[SOURCE MATERIAL]
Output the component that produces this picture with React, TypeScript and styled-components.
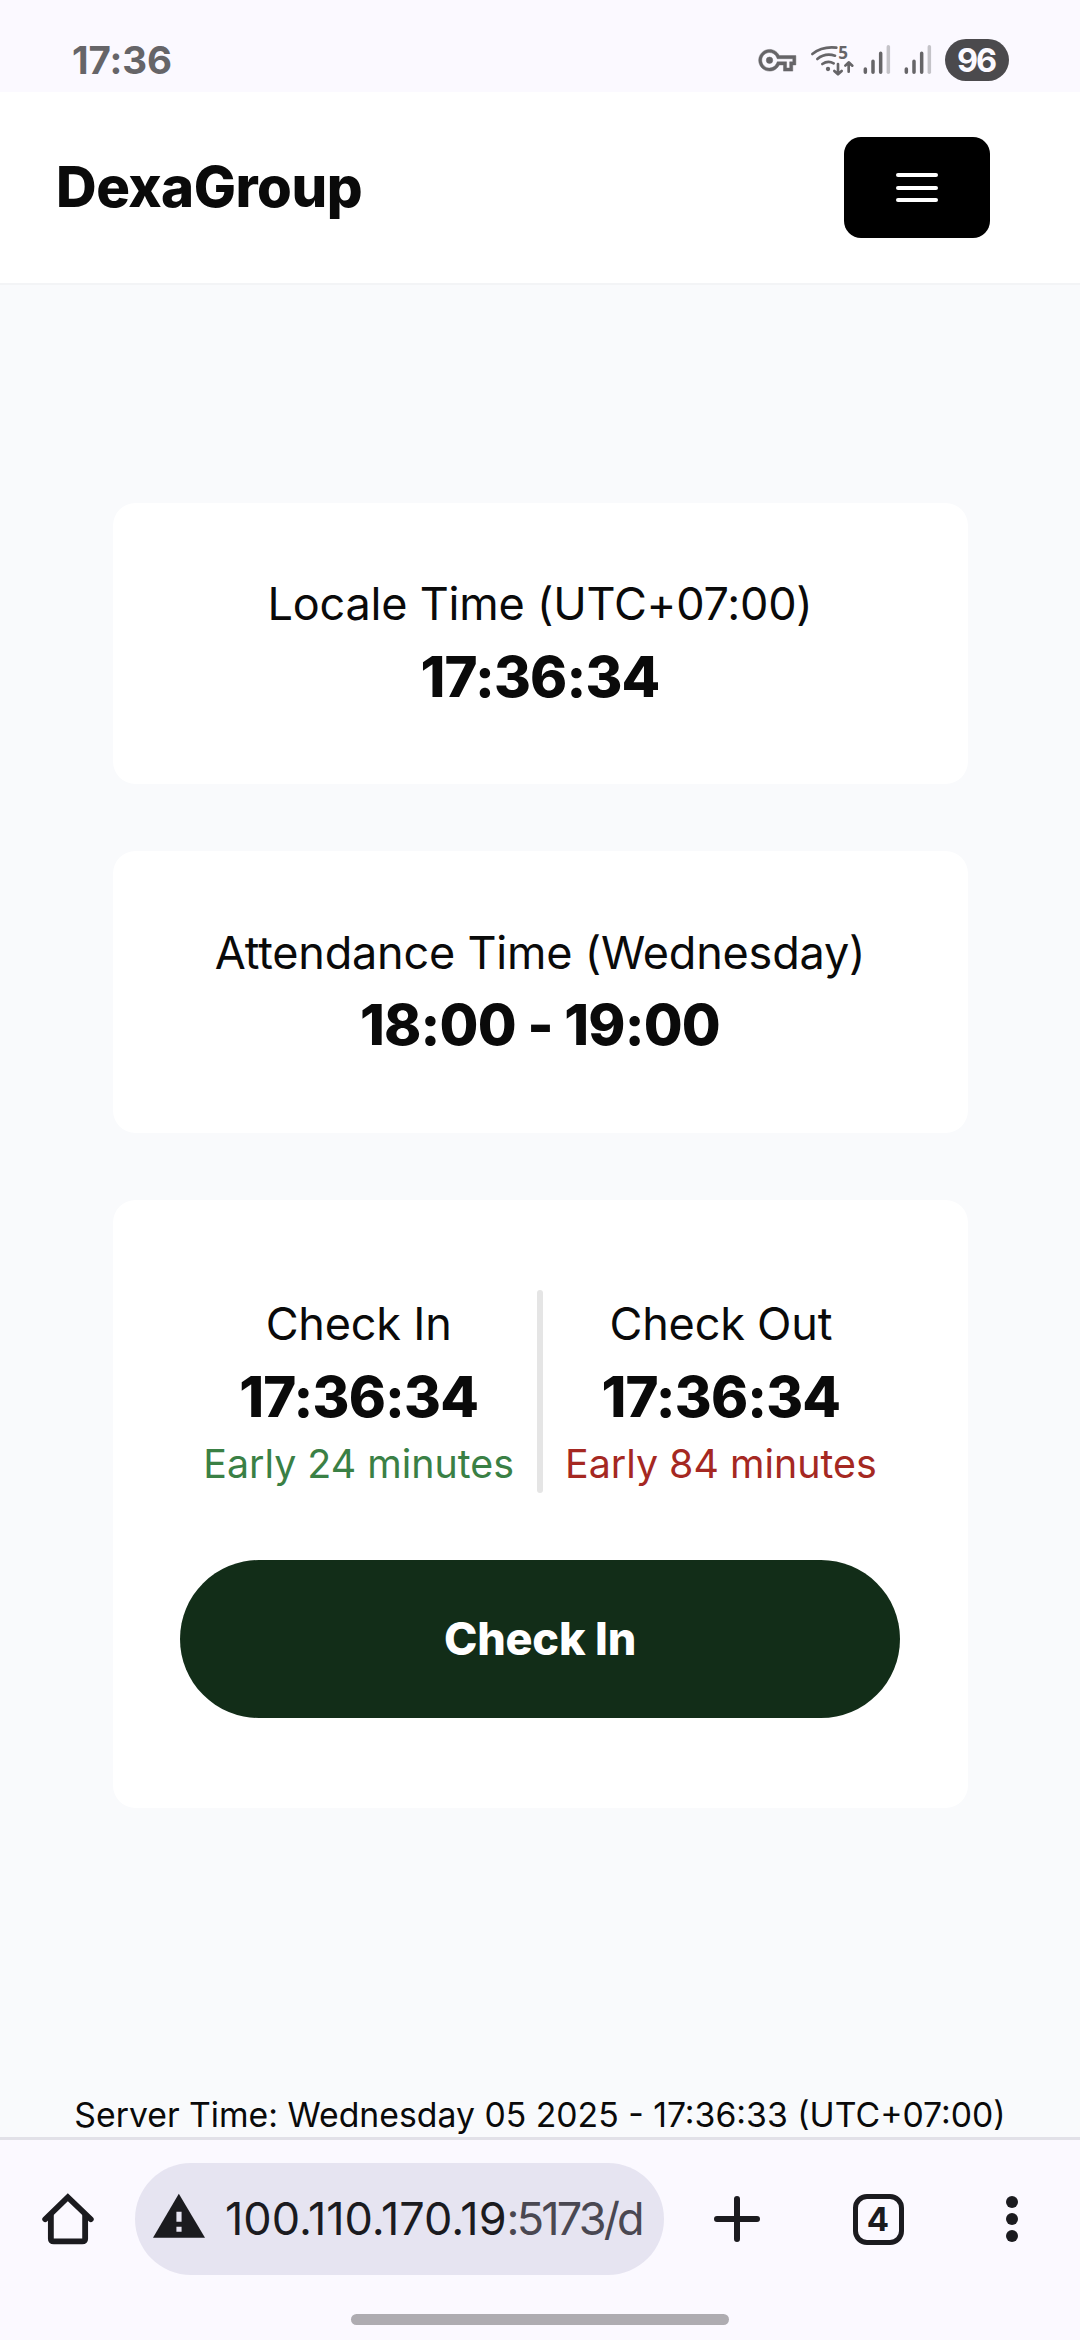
import React from "react";
import styled, { createGlobalStyle } from "styled-components";

const GlobalStyle = createGlobalStyle`
  *, *::before, *::after { box-sizing: border-box; }
  body { margin: 0; background: #f9fafc; }
`;

const Screen = styled.div`
  width: 1080px;
  height: 2340px;
  display: flex;
  flex-direction: column;
  overflow: hidden;
  background: #f9fafc;
  color: #0a0a0a;
  font-family: Inter, "Liberation Sans", sans-serif;
`;

const StatusBar = styled.div`
  flex: none;
  height: 92px;
  padding: 28px 71px 0 72px;
  display: flex;
  align-items: center;
  justify-content: space-between;
  background: #fbf9ff;
  color: #666568;
`;

const Clock = styled.span`
  font-size: 38.5px;
  font-weight: 700;
  letter-spacing: -0.1px;
  line-height: 42px;
`;

const StatusIcons = styled.div`
  display: flex;
  align-items: center;
`;

const Battery = styled.span`
  width: 64px;
  height: 42px;
  margin-left: 2px;
  border-radius: 21px;
  display: flex;
  align-items: center;
  justify-content: center;
  background: #4b4a4d;
  color: #fbf9ff;
  font-size: 32.5px;
  font-weight: 700;
  letter-spacing: -2px;
  padding-right: 2px;
`;

const Header = styled.header`
  flex: none;
  height: 193px;
  padding: 0 90px 0 56px;
  display: flex;
  align-items: center;
  justify-content: space-between;
  background: #fff;
  border-bottom: 2px solid #f3f4f6;
`;

const Brand = styled.h1`
  margin: 0;
  font-size: 56.25px;
  line-height: 78.75px;
  font-weight: 800;
  letter-spacing: -0.5px;
`;

const MenuButton = styled.button`
  width: 146px;
  height: 101px;
  border: 0;
  padding: 0;
  border-radius: 17px;
  background: #000;
  display: flex;
  flex-direction: column;
  align-items: center;
  justify-content: center;
  gap: 8.2px;
`;

const MenuLine = styled.span`
  width: 42px;
  height: 4px;
  border-radius: 2px;
  background: #fff;
`;

const Main = styled.main`
  flex: 1;
  min-height: 0;
  padding-top: 217.5px;
  display: flex;
  flex-direction: column;
  align-items: center;
  justify-content: space-between;
`;

const CardStack = styled.div`
  width: 855px;
  display: flex;
  flex-direction: column;
  gap: 67.5px;
`;

const Card = styled.section<{ $tall?: boolean }>`
  padding: ${(p) => (p.$tall ? "90px" : "67.5px")} 67.5px;
  border-radius: 22.5px;
  background: #fff;
  display: flex;
  flex-direction: column;
  gap: ${(p) => (p.$tall ? "67.5px" : "0")};
  text-align: center;
`;

const Label = styled.div`
  font-size: 45px;
  line-height: 67.5px;
  font-weight: 400;
  letter-spacing: -0.2px;
  white-space: nowrap;
`;

const Value = styled.div`
  font-size: 56.25px;
  line-height: 78.75px;
  font-weight: 800;
  letter-spacing: -0.84px;
  white-space: nowrap;
`;

const Note = styled.div<{ $color: string }>`
  font-size: 39.375px;
  line-height: 56.25px;
  font-weight: 400;
  white-space: nowrap;
  color: ${(p) => p.$color};
`;

const Punches = styled.div`
  display: flex;
  justify-content: center;
  gap: 22.5px;
`;

const Divider = styled.div`
  width: 6px;
  border-radius: 3px;
  background: #e5e5e5;
`;

const CheckButton = styled.button`
  height: 157.5px;
  border: 0;
  border-radius: 79px;
  background: #122d18;
  color: #fff;
  font: inherit;
  font-size: 45px;
  font-weight: 800;
  letter-spacing: -0.2px;
`;

const ServerTime = styled.div`
  font-size: 33.75px;
  line-height: 45px;
  font-weight: 400;
  white-space: nowrap;
`;

const BrowserBar = styled.footer`
  flex: none;
  height: 203px;
  border-top: 3px solid #e2e1e8;
  background: #fbf9ff;
  color: #1b1b1f;
  display: flex;
  flex-direction: column;
  align-items: center;
`;

const Toolbar = styled.div`
  width: 100%;
  height: 158px;
  padding-left: 38px;
  display: flex;
  align-items: center;
`;

const AddressPill = styled.div`
  width: 529px;
  height: 112px;
  margin-left: 37px;
  padding: 0 19px 0 18px;
  border-radius: 56px;
  background: #e6e4f1;
  display: flex;
  align-items: center;
  gap: 20px;
`;

const Address = styled.div`
  flex: 1;
  min-width: 0;
  white-space: nowrap;
  font-size: 45px;
  line-height: 60px;
`;

const AddressPath = styled.span`
  color: #4a4852;
  letter-spacing: -2.8px;
`;

const Slot = styled.div<{ $width: number }>`
  width: ${(p) => p.$width}px;
  display: flex;
  justify-content: center;
`;

const TabCount = styled.div`
  width: 51px;
  height: 51px;
  border: 5.5px solid #1b1b1f;
  border-radius: 14px;
  display: flex;
  align-items: center;
  justify-content: center;
  font-size: 33px;
  font-weight: 700;
`;

const Dots = styled.div`
  display: flex;
  flex-direction: column;
  gap: 5px;
`;

const Dot = styled.span`
  width: 12px;
  height: 12px;
  border-radius: 50%;
  background: #1b1b1f;
`;

const NavHandle = styled.div`
  width: 378px;
  height: 11px;
  margin-top: 16px;
  border-radius: 6px;
  background: #aeacb1;
`;

const KeyIcon = () => (
  <svg width="50" height="42" viewBox="50 57 150 126" fill="#666568">
    <path
      transform="translate(55 65) scale(4.65)"
      d="M22,19h-6v-4h-2.68c-1.14,2.42-3.6,4-6.32,4c-3.86,0-7-3.14-7-7s3.14-7,7-7c2.72,0,5.17,1.58,6.32,4H24v6h-2V19z M18,17h2v-4h2v-2H11.94l-0.23-0.67C11.01,8.34,9.11,7,7,7c-2.76,0-5,2.24-5,5s2.24,5,5,5c2.11,0,4.01-1.34,4.71-3.33L11.94,13H18V17z M7,14.1a2.1,2.1 0 1 1 0,-4.2a2.1,2.1 0 1 1 0,4.2z"
      stroke="#666568"
      strokeWidth="0.3"
    />
  </svg>
);

const WifiIcon = () => (
  <svg width="54" height="42" viewBox="200 57 162 126" fill="none" stroke="#666568" strokeWidth="8" strokeLinecap="round">
    <path d="M216 102Q246 78 288 83" />
    <path d="M231 117Q254 98 284 107" />
    <path d="M246 132Q263 120 280 130" />
    <circle cx="263" cy="147" r="6.5" fill="#666568" stroke="none" />
    <path d="M293 132V162M282 153L293 163L304 153" strokeLinejoin="round" />
    <path d="M325 155V128M315 137L325 127L336 137" strokeLinejoin="round" />
    <text x="294" y="117" fill="#666568" stroke="none" fontSize="51" fontWeight="700" fontFamily="Open Sans, sans-serif">
      5
    </text>
  </svg>
);

const SignalIcon = () => (
  <svg width="41" height="42" viewBox="362 57 123 126" strokeWidth="10.5" strokeLinecap="round" stroke="#666568">
    <path d="M375 147V157M398 124V157M421 100V157" />
    <path d="M444 80V157" stroke="#c4c3c8" />
  </svg>
);

const HomeIcon = () => (
  <svg width="60" height="58" viewBox="110 330 175 175" preserveAspectRatio="none" fill="none" stroke="#1b1b1f" strokeWidth="17">
    <path d="M131 418L197 352L264 418" strokeLinecap="round" strokeLinejoin="miter" />
    <path d="M147.500 405V477Q147.500 485 156 485H239Q247.500 485 247.500 477V405" />
  </svg>
);

const WarningIcon = () => (
  <svg width="52" height="58" viewBox="446 330 151 175" preserveAspectRatio="none">
    <path d="M521 341L597 474H446Z" fill="#1b1b1f" />
    <path d="M514 396h15v30h-15zM514 441h15v15h-15z" fill="#e6e4f1" />
  </svg>
);

const PlusIcon = () => (
  <svg width="46" height="46" viewBox="0 0 46 46" stroke="#1b1b1f" strokeWidth="6" strokeLinecap="round">
    <path d="M23 3V43M3 23H43" />
  </svg>
);

const punches = [
  { title: "Check In", time: "17:36:34", note: "Early 24 minutes", color: "#3a8045" },
  { title: "Check Out", time: "17:36:34", note: "Early 84 minutes", color: "#a52822" },
];

function Punch({ title, time, note, color }: (typeof punches)[number]) {
  return (
    <div>
      <Label>{title}</Label>
      <Value>{time}</Value>
      <Note $color={color}>{note}</Note>
    </div>
  );
}

export default function App() {
  return (
    <>
      <GlobalStyle />
      <Screen>
        <StatusBar>
          <Clock>17:36</Clock>
          <StatusIcons>
            <KeyIcon />
            <WifiIcon />
            <SignalIcon />
            <SignalIcon />
            <Battery>96</Battery>
          </StatusIcons>
        </StatusBar>
        <Header>
          <Brand>DexaGroup</Brand>
          <MenuButton aria-label="Menu">
            <MenuLine />
            <MenuLine />
            <MenuLine />
          </MenuButton>
        </Header>
        <Main>
          <CardStack>
            <Card>
              <Label>Locale Time (UTC+07:00)</Label>
              <Value>17:36:34</Value>
            </Card>
            <Card>
              <Label>Attendance Time (Wednesday)</Label>
              <Value>18:00 - 19:00</Value>
            </Card>
            <Card $tall>
              <Punches>
                <Punch {...punches[0]} />
                <Divider />
                <Punch {...punches[1]} />
              </Punches>
              <CheckButton>Check In</CheckButton>
            </Card>
          </CardStack>
          <ServerTime>Server Time: Wednesday 05 2025 - 17:36:33 (UTC+07:00)</ServerTime>
        </Main>
        <BrowserBar>
          <Toolbar>
            <HomeIcon />
            <AddressPill>
              <WarningIcon />
              <Address>
                100.110.170.19<AddressPath>:5173/d</AddressPath>
              </Address>
            </AddressPill>
            <Slot $width={146}>
              <PlusIcon />
            </Slot>
            <Slot $width={136}>
              <TabCount>4</TabCount>
            </Slot>
            <Slot $width={132}>
              <Dots>
                <Dot />
                <Dot />
                <Dot />
              </Dots>
            </Slot>
          </Toolbar>
          <NavHandle />
        </BrowserBar>
      </Screen>
    </>
  );
}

[WRITTEN INSTRUCTION] Gather each line of the listing containing the word "components" and show it.

[SOLUTION TO THIS PROBLEM]
Output the component that produces this picture with React, TypeScript and styled-components.
import styled, { createGlobalStyle } from "styled-components";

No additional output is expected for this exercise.